* Goal:
Determine how many lines include the word "this", then give that number and nothing more.

* Data excerpt:
###
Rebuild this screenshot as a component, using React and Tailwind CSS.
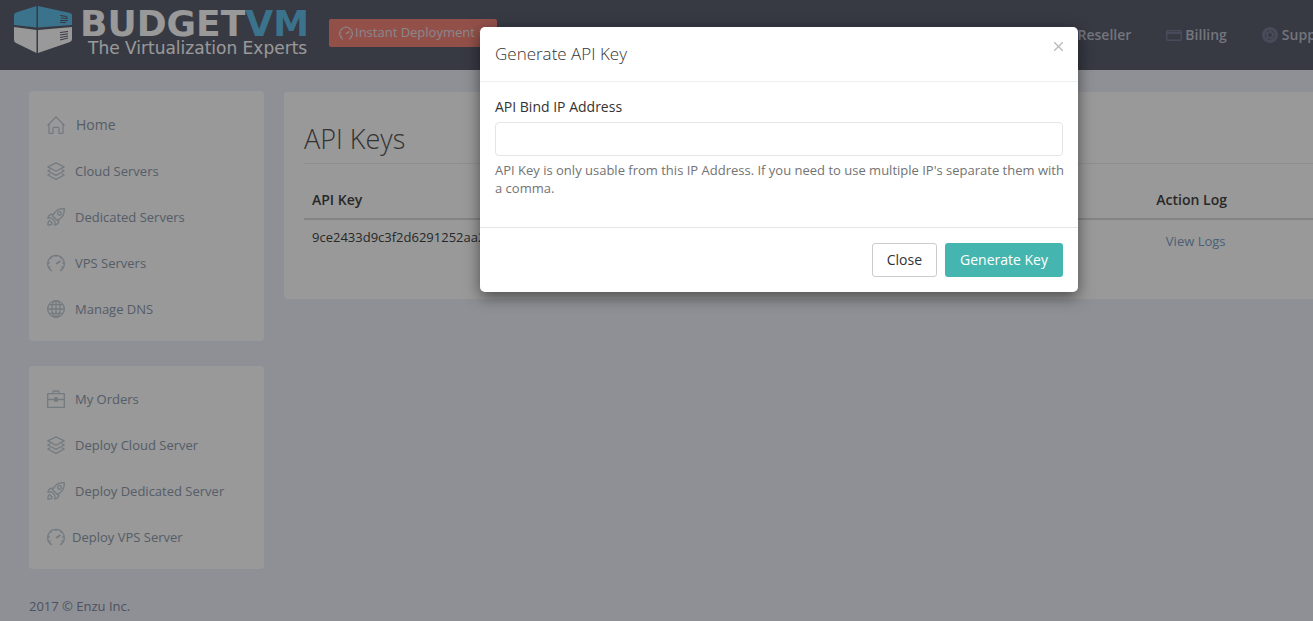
const icons = {
  home: <path d="M.5 9.500L9 .9l8.500 8.600M2 8.500v8.800h4v-5q0-1 1-1h4q1 0 1 1v5h4V8.500" />,
  layers: (
    <path d="M9 .8l8.200 4.100L9 9.300.8 4.900zM3.200 7.600L.8 9 9 13.300 17.200 9l-2.400-1.400M3.200 11.700L.8 13 9 17.300l8.200-4.300-2.400-1.300" />
  ),
  rocket: (
    <>
      <path d="M17.300.7c-4 0-7 .6-9 3.200L5.500 7.700l4.800 4.800 3.800-2.800c2.600-2 3.200-5 3.200-9z" />
      <path d="M6.500 6.300C3.500 5.800 1.600 7.400.8 10.200l3.700-.3M11.700 11.500c.5 3-1.100 4.900-3.900 5.700l.3-3.700M4.500 9.900l3.600 3.600M.8 17.200c0-2.500.4-4 1.700-4.700M.8 17.200c2.500 0 4-.4 4.700-1.700M2.500 12.500l3 3" />
      <circle cx="12.500" cy="5.500" r="1.800" />
    </>
  ),
  gauge: (
    <>
      <path d="M5 17A8.300 8.300 0 1 1 13 17" />
      <path d="M9 1v2M3.600 3.600l1 1M14.400 3.600l-1 1M1 9h1.800M15.200 9H17M2.300 13.500l1.500-.8M15.700 13.500l-1.500-.8" />
      <path d="M9 10l4.500-3" strokeWidth="1.800" />
    </>
  ),
  globe: (
    <>
      <circle cx="9" cy="9" r="8.300" />
      <ellipse cx="9" cy="9" rx="4.200" ry="8.300" />
      <path d="M9 .7v16.600M.7 9h16.600M2 4.700h14M2 13.300h14" />
    </>
  ),
  briefcase: (
    <>
      <path d="M.7 3.700h16.600v13.600H.7zM.7 9.500H7M11 9.500h6.300M6 3.700V2.200Q6 1 7.200 1h3.600Q12 1 12 2.200v1.500" />
      <rect x="7.500" y="7.700" width="3" height="3.600" rx="1" fill="currentColor" />
    </>
  ),
};

const serverLinks = [
  { label: 'Home', icon: 'home', className: 'gap-[11px] text-sm leading-[23px]' },
  { label: 'Cloud Servers', icon: 'layers', className: 'gap-2.5 text-[13px] leading-[22px]' },
  { label: 'Dedicated Servers', icon: 'rocket', className: 'gap-2.5 text-[13px] leading-[22px]' },
  { label: 'VPS Servers', icon: 'gauge', className: 'gap-2.5 text-[13px] leading-[22px]' },
  { label: 'Manage DNS', icon: 'globe', className: 'gap-2.5 text-[13px] leading-[22px]' },
];

const orderLinks = [
  { label: 'My Orders', icon: 'briefcase', className: 'gap-2.5 text-[13px] leading-[22px]' },
  { label: 'Deploy Cloud Server', icon: 'layers', className: 'gap-2.5 text-[13px] leading-[22px]' },
  { label: 'Deploy Dedicated Server', icon: 'rocket', className: 'gap-2.5 text-[13px] leading-[22px]' },
  { label: 'Deploy VPS Server', icon: 'gauge', className: 'gap-[7px] text-[13px] leading-[22px]' },
];

function Icon({ name, className }) {
  return (
    <svg
      viewBox="0 0 18 18"
      fill="none"
      stroke="currentColor"
      strokeWidth="1.300"
      strokeLinejoin="round"
      className={`shrink-0 ${className}`}
      aria-hidden="true"
    >
      {icons[name]}
    </svg>
  );
}

function Logo() {
  return (
    <a href="#" className="flex items-start gap-2">
      <svg viewBox="0 0 58 48" className="h-12 w-[58px]" aria-hidden="true">
        <path d="M0 9 Q0 7 2 6.500 L22.500 0 V21.500 L0 19 Z M24 0 L56 7 Q58 7.500 58 9 V19 L24 21.500 Z" fill="#62c0e8" />
        <path d="M0 21 L22.500 24 V47 L2 37 Q0 36 0 34 Z M24 24 L58 21 V33 Q58 35 56 36 L24 47 Z" fill="#fff" />
        <path
          d="M46 9.500 l7 1 v1 M47 12 l7 .5 M46 14.500 l8 0 M46 16.500 h6 M46 26.500 l8 -1 M46 29 l8 -1.200 M46 31.500 l8 -1.500 M46 34 l8 -2"
          stroke="#5c5f70"
          fill="none"
        />
      </svg>
      <span className="flex flex-col pt-0.5 whitespace-nowrap font-['DejaVu_Sans',sans-serif]">
        <span className="text-4xl leading-8 font-bold text-white">
          BUDGET<span className="text-[#62c0e8]">VM</span>
        </span>
        <span className="pl-2 text-[17px] leading-4 text-white">The Virtualization Experts</span>
      </span>
    </a>
  );
}

function SideMenu({ links }) {
  return (
    <nav className="rounded bg-white px-[18px] pt-2.5 pb-[9px]">
      {links.map(({ label, icon, className }) => (
        <a key={label} href="#" className={`flex items-center py-3 text-[#8e9bae] ${className}`}>
          <Icon name={icon} className="size-[18px] text-[#c0cdd6]" />
          {label}
        </a>
      ))}
    </nav>
  );
}

function BillingIcon() {
  return (
    <svg viewBox="0 0 16 12" className="h-3 w-4" aria-hidden="true">
      <rect x=".75" y="1.750" width="14.500" height="9.500" rx="1" fill="none" stroke="#7b7e97" strokeWidth="1.500" />
      <path d="M1 4h14" stroke="#7b7e97" strokeWidth="2" />
    </svg>
  );
}

function SupportIcon() {
  return (
    <svg viewBox="0 0 16 16" className="size-4" aria-hidden="true">
      <circle cx="8" cy="8" r="8" fill="#7b7e97" />
      <circle cx="8" cy="8" r="4.500" fill="none" stroke="#5c5f70" strokeDasharray="4 1.500" />
      <circle cx="8" cy="8" r="2" fill="#5c5f70" />
    </svg>
  );
}

function Header() {
  return (
    <header className="flex h-[70px] items-start bg-[#5c5f70] pr-[222px]">
      <div className="flex w-[329px] shrink-0 pt-1.5 pl-3.5">
        <Logo />
      </div>
      <button
        type="button"
        className="mt-[19px] flex h-7 w-[168px] items-center gap-0.5 rounded-xs bg-[#f3857a] px-2.5 text-[13px] whitespace-nowrap text-[#e8e0e8]"
      >
        <Icon name="gauge" className="size-3.5" />
        Instant Deployment
        <span className="ml-auto border-x-4 border-t-4 border-x-transparent" />
      </button>
      <nav className="ml-auto flex gap-[35px] pt-[25px] text-sm leading-5 font-semibold text-[#c0c3cf]">
        <a href="#">Reseller</a>
        <a href="#" className="flex items-center gap-[3px]">
          <BillingIcon />
          Billing
        </a>
        <a href="#" className="flex items-center gap-1">
          <SupportIcon />
          Support
        </a>
      </nav>
    </header>
  );
}

function ApiKeys() {
  return (
    <main className="mt-px flex-1 self-start rounded bg-white px-5 pt-7 pb-[37px]">
      <h1 className="border-b border-[#eee] pb-[5px] text-[27px] leading-[38px] font-light text-[#555]">API Keys</h1>
      <table className="mt-[17px] w-full table-fixed">
        <thead>
          <tr className="border-b-2 border-[#ddd] text-sm leading-5 text-[#444]">
            <th className="w-[64%] p-2 pt-[9px] text-left font-semibold">API Key</th>
            <th className="w-[19%] py-2 pt-[9px] pl-1 font-semibold">Action Log</th>
            <td className="w-[17%]" />
          </tr>
        </thead>
        <tbody>
          <tr className="text-[13px] leading-[18px] text-[#444]">
            <td className="p-2 align-top">9ce2433d9c3f2d6291252aa25</td>
            <td className="py-3 pl-3 text-center">
              <a href="#" className="text-[#7d9fc4]">View Logs</a>
            </td>
            <td />
          </tr>
        </tbody>
      </table>
    </main>
  );
}

function GenerateKeyModal() {
  return (
    <div className="absolute inset-0 flex items-start justify-center bg-black/40 pt-[27px]">
      <div
        role="dialog"
        aria-labelledby="modal-title"
        className="w-[598px] rounded-[5px] bg-white text-[#333] shadow-[0_5px_15px_rgba(0,0,0,0.5)]"
      >
        <div className="flex items-start justify-between border-b border-[#efefef] p-[15px]">
          <h2 id="modal-title" className="text-[17px] leading-6 font-light">Generate API Key</h2>
          <button type="button" aria-label="Close dialog" className="text-[#bbb]">
            <svg viewBox="0 0 9 9" className="size-[9px]" aria-hidden="true">
              <path d="M0 0l9 9M9 0L0 9" stroke="currentColor" strokeWidth="1.400" />
            </svg>
          </button>
        </div>
        <div className="p-[15px] pb-[30px]">
          <label htmlFor="bind-ip" className="mb-[5px] block text-sm leading-5">API Bind IP Address</label>
          <input
            id="bind-ip"
            type="text"
            className="block h-[34px] w-full rounded border border-[#e5e5e5] px-3 text-sm"
          />
          <p className="mt-[5px] text-[13px] leading-[18px] whitespace-nowrap text-[#737373]">
            API Key is only usable from this IP Address. If you need to use multiple IP's separate them with
            <br />
            a comma.
          </p>
        </div>
        <div className="flex justify-end gap-2 border-t border-[#e5e5e5] p-[15px] text-sm">
          <button type="button" className="h-[34px] rounded-[3px] border border-[#ccc] px-3.5">Close</button>
          <button type="button" className="h-[34px] rounded-[3px] bg-[#45b6af] px-[15px] text-white">Generate Key</button>
        </div>
      </div>
    </div>
  );
}

export default function App() {
  return (
    <div className="overflow-hidden font-['Open_Sans',sans-serif]">
      <div className="relative min-h-screen w-[calc(100%+245px)] bg-[#eef0f8]">
        <Header />
        <div className="flex gap-5 px-[29px] pt-[21px]">
          <aside className="flex w-[235px] shrink-0 flex-col gap-[25px]">
            <SideMenu links={serverLinks} />
            <SideMenu links={orderLinks} />
          </aside>
          <ApiKeys />
        </div>
        <footer className="px-[29px] pt-[27px] text-[13px] leading-5 text-[#8088a0]">2017 © Enzu Inc.</footer>
        <GenerateKeyModal />
      </div>
    </div>
  );
}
###
* Result:
2